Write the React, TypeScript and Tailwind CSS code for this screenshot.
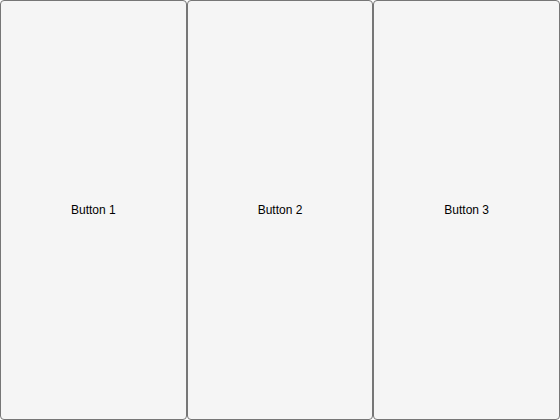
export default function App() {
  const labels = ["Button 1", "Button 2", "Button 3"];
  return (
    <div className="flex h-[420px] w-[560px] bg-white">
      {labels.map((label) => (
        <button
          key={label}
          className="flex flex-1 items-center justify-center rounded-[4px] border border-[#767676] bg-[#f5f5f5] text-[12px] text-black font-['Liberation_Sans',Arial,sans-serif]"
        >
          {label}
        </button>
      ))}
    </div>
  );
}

--- WHAT YOU ARE ASKED TO DO ---
Repeat the material above word for word and skip every image in it.

--- FULL RESPONSE ---
Write the React, TypeScript and Tailwind CSS code for this screenshot.
export default function App() {
  const labels = ["Button 1", "Button 2", "Button 3"];
  return (
    <div className="flex h-[420px] w-[560px] bg-white">
      {labels.map((label) => (
        <button
          key={label}
          className="flex flex-1 items-center justify-center rounded-[4px] border border-[#767676] bg-[#f5f5f5] text-[12px] text-black font-['Liberation_Sans',Arial,sans-serif]"
        >
          {label}
        </button>
      ))}
    </div>
  );
}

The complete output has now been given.